▶ **PROBLEM REQUIREMENTS**
From the first line of the entries below through the line bearing "const LR = 'border-r border-r-[#dcdcdc]';", write out each line exactly. Omit pictures.

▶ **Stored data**
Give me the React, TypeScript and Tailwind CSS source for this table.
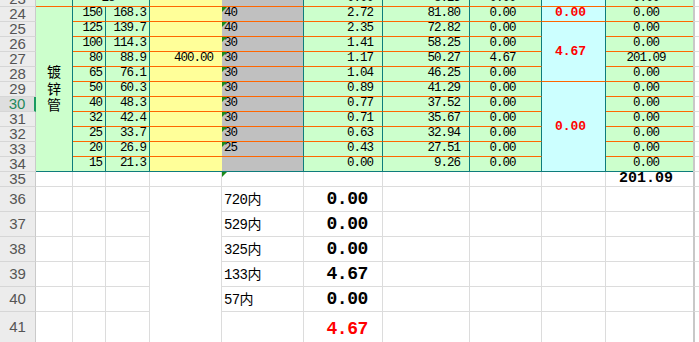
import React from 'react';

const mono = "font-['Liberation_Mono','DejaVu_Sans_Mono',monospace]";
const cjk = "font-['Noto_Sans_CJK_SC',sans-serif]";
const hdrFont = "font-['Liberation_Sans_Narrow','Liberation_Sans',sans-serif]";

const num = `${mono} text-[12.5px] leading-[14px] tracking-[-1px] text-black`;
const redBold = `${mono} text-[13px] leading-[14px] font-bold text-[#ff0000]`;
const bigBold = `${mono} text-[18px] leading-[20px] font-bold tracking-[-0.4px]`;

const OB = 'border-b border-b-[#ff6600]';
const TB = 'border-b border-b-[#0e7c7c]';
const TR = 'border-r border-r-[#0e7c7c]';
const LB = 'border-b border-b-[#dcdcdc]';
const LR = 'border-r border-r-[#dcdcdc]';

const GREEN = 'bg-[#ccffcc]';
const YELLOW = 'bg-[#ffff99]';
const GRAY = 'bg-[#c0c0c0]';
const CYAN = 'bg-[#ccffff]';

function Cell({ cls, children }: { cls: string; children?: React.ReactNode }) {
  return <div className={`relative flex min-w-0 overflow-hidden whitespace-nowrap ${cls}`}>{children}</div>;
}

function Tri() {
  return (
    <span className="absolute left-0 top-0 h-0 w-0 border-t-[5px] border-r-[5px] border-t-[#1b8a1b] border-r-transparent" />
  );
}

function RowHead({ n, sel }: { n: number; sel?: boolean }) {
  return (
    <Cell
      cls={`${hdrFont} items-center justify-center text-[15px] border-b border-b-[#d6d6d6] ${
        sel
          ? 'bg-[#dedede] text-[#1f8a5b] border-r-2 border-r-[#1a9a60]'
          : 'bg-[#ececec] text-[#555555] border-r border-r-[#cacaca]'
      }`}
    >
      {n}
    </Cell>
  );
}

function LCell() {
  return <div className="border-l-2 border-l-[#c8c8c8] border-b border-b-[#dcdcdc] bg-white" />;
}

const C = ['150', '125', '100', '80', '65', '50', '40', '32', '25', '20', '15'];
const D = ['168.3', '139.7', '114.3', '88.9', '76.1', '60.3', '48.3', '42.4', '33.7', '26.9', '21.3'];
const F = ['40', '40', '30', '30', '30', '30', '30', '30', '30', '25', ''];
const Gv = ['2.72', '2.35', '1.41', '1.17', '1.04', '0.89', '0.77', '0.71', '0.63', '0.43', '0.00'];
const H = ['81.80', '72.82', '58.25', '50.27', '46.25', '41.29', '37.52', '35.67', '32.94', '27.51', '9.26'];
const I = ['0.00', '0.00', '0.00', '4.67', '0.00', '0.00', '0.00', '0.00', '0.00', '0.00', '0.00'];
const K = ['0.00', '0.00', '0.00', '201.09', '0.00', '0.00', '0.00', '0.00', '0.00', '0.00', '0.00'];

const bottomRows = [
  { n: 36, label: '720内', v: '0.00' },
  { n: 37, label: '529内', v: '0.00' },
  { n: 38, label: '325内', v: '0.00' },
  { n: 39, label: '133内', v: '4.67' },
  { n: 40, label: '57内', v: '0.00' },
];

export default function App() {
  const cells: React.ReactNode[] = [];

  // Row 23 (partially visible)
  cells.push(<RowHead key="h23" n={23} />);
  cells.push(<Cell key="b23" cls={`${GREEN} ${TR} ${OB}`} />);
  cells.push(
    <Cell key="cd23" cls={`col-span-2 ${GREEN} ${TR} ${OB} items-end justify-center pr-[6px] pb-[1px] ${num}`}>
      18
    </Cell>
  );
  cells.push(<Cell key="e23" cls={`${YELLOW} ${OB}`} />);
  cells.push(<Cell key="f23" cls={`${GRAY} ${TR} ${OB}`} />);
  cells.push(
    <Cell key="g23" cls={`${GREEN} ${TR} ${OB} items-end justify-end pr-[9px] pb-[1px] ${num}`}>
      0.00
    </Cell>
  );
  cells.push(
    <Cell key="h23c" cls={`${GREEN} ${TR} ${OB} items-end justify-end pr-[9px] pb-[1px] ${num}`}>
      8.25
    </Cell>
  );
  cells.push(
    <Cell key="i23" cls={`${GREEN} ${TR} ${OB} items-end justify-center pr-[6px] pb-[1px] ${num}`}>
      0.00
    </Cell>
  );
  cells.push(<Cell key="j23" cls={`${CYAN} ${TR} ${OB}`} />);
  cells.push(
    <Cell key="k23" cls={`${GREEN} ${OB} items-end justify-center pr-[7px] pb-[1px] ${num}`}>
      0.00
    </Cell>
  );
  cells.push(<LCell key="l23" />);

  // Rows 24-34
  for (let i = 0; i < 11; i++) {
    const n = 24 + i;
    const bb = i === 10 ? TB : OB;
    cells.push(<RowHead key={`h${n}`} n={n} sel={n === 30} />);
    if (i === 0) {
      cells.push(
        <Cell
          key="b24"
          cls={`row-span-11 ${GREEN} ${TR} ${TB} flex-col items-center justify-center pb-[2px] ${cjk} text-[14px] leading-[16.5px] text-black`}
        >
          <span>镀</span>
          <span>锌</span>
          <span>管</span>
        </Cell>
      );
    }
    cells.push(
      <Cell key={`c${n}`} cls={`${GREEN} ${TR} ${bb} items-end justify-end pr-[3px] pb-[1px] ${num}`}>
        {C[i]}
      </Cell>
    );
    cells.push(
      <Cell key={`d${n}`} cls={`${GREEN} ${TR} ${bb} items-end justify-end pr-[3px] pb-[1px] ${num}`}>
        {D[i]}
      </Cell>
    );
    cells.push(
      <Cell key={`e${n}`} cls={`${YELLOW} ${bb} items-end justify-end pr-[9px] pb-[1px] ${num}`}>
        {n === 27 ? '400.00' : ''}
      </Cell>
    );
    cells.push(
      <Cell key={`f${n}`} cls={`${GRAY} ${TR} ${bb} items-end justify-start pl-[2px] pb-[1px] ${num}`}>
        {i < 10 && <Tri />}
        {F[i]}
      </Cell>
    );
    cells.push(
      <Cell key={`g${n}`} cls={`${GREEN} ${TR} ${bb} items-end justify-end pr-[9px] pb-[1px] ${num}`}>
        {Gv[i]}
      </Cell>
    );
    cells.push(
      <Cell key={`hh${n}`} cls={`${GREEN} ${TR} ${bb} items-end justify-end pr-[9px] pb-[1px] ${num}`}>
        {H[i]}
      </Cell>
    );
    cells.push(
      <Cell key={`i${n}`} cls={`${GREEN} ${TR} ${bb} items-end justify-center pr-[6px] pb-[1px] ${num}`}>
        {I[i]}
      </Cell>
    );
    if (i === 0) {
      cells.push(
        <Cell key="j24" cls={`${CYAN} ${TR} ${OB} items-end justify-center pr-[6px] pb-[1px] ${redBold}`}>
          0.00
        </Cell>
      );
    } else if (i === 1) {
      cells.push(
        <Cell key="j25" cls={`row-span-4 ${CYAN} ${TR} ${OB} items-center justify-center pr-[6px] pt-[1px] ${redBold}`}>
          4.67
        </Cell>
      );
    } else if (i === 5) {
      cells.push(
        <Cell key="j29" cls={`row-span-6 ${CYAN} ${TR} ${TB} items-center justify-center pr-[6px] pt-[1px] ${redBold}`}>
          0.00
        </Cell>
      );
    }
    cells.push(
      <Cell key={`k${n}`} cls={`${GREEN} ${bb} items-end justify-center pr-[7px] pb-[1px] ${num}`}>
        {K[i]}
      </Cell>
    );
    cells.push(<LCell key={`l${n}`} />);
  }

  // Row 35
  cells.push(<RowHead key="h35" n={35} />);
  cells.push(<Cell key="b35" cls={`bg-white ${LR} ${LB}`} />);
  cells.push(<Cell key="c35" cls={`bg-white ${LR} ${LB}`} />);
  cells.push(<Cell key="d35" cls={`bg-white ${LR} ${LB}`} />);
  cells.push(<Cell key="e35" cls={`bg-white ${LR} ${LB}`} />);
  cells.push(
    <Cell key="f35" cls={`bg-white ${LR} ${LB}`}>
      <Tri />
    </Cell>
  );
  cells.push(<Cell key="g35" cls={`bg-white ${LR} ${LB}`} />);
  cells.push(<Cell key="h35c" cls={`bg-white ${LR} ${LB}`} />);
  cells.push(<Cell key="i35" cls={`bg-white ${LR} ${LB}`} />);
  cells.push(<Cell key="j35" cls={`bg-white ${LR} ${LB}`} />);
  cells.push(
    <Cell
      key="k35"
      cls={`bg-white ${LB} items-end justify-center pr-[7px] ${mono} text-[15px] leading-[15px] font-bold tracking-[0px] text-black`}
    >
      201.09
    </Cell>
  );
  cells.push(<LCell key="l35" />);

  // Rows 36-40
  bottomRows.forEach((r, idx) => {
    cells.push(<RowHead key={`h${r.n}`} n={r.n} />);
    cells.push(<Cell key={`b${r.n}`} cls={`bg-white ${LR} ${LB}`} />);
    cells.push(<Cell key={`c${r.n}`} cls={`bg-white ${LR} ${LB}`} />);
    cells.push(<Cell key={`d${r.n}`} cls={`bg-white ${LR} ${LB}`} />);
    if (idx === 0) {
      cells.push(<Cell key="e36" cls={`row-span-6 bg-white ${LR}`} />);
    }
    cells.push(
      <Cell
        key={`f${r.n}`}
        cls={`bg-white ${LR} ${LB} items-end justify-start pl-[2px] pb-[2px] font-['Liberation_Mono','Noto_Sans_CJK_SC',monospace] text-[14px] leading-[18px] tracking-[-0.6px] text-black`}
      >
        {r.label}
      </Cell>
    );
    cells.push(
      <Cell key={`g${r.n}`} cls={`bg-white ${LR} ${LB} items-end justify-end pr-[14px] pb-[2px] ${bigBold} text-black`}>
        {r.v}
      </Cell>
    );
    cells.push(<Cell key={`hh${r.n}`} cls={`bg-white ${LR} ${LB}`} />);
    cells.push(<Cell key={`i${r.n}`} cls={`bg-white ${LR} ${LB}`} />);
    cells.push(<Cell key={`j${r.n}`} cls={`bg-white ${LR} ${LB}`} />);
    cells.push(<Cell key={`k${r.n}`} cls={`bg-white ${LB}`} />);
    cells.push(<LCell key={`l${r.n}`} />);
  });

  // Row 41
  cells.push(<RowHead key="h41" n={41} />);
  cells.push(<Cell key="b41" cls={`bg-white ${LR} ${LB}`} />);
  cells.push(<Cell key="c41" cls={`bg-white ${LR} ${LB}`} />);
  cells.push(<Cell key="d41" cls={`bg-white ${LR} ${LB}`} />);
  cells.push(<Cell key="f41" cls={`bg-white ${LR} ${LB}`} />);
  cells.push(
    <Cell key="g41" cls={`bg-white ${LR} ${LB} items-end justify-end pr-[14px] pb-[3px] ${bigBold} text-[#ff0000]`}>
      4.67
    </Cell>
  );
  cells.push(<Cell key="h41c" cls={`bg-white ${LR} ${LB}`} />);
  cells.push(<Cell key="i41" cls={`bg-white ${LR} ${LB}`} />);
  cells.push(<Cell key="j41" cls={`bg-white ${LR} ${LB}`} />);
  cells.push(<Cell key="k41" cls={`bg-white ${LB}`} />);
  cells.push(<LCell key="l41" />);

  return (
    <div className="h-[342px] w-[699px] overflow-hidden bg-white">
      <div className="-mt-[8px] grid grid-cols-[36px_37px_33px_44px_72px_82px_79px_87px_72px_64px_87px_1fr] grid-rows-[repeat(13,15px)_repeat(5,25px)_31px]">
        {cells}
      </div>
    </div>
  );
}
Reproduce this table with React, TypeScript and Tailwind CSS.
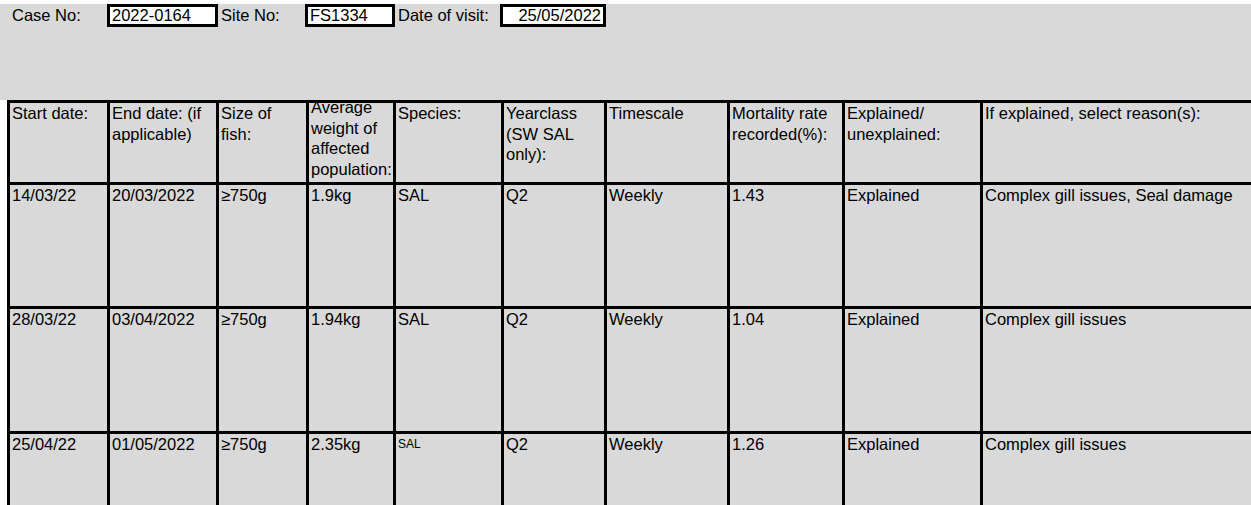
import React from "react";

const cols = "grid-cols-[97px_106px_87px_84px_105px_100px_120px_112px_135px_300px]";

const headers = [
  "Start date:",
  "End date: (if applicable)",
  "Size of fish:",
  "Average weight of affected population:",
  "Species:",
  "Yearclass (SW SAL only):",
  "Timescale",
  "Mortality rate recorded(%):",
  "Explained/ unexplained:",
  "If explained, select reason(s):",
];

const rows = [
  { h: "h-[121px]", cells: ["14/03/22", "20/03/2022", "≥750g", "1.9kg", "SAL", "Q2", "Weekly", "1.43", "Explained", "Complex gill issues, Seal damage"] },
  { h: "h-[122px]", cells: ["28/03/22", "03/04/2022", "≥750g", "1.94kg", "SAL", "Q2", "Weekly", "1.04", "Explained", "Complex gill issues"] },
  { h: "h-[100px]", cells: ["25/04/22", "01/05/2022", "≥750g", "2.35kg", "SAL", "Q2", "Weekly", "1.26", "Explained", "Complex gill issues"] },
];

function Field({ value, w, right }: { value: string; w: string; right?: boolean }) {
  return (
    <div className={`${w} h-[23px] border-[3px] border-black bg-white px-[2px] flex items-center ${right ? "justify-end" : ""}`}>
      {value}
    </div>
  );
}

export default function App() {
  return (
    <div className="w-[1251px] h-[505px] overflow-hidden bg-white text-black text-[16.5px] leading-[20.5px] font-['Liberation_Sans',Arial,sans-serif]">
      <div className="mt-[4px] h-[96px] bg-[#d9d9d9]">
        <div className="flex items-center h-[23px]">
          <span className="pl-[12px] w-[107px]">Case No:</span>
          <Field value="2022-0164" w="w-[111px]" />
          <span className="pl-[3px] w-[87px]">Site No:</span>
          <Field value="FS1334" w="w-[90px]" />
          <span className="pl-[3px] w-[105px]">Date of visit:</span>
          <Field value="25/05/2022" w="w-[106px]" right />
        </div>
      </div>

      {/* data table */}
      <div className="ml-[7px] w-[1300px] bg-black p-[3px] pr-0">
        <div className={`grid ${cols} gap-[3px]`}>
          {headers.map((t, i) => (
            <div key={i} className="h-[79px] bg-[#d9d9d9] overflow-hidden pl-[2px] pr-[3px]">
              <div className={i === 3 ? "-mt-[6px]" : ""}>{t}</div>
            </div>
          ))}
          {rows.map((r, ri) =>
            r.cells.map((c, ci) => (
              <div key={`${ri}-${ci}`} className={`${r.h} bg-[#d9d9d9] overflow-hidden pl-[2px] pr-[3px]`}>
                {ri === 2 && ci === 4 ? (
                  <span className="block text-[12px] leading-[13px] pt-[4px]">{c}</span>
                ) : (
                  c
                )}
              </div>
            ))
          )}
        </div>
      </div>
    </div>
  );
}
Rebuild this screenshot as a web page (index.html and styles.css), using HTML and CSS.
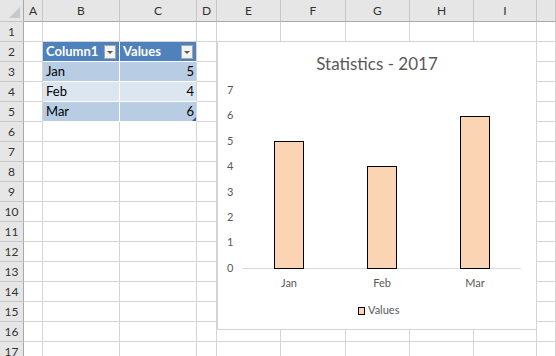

▶ **FULL OUTPUT**
Give me the React, TypeScript and Tailwind CSS source for this table.
import React from 'react';

const mono = "font-['Liberation_Mono','DejaVu_Sans_Mono',monospace]";
const cjk = "font-['Noto_Sans_CJK_SC',sans-serif]";
const hdrFont = "font-['Liberation_Sans_Narrow','Liberation_Sans',sans-serif]";

const num = `${mono} text-[12.5px] leading-[14px] tracking-[-1px] text-black`;
const redBold = `${mono} text-[13px] leading-[14px] font-bold text-[#ff0000]`;
const bigBold = `${mono} text-[18px] leading-[20px] font-bold tracking-[-0.4px]`;

const OB = 'border-b border-b-[#ff6600]';
const TB = 'border-b border-b-[#0e7c7c]';
const TR = 'border-r border-r-[#0e7c7c]';
const LB = 'border-b border-b-[#dcdcdc]';
const LR = 'border-r border-r-[#dcdcdc]';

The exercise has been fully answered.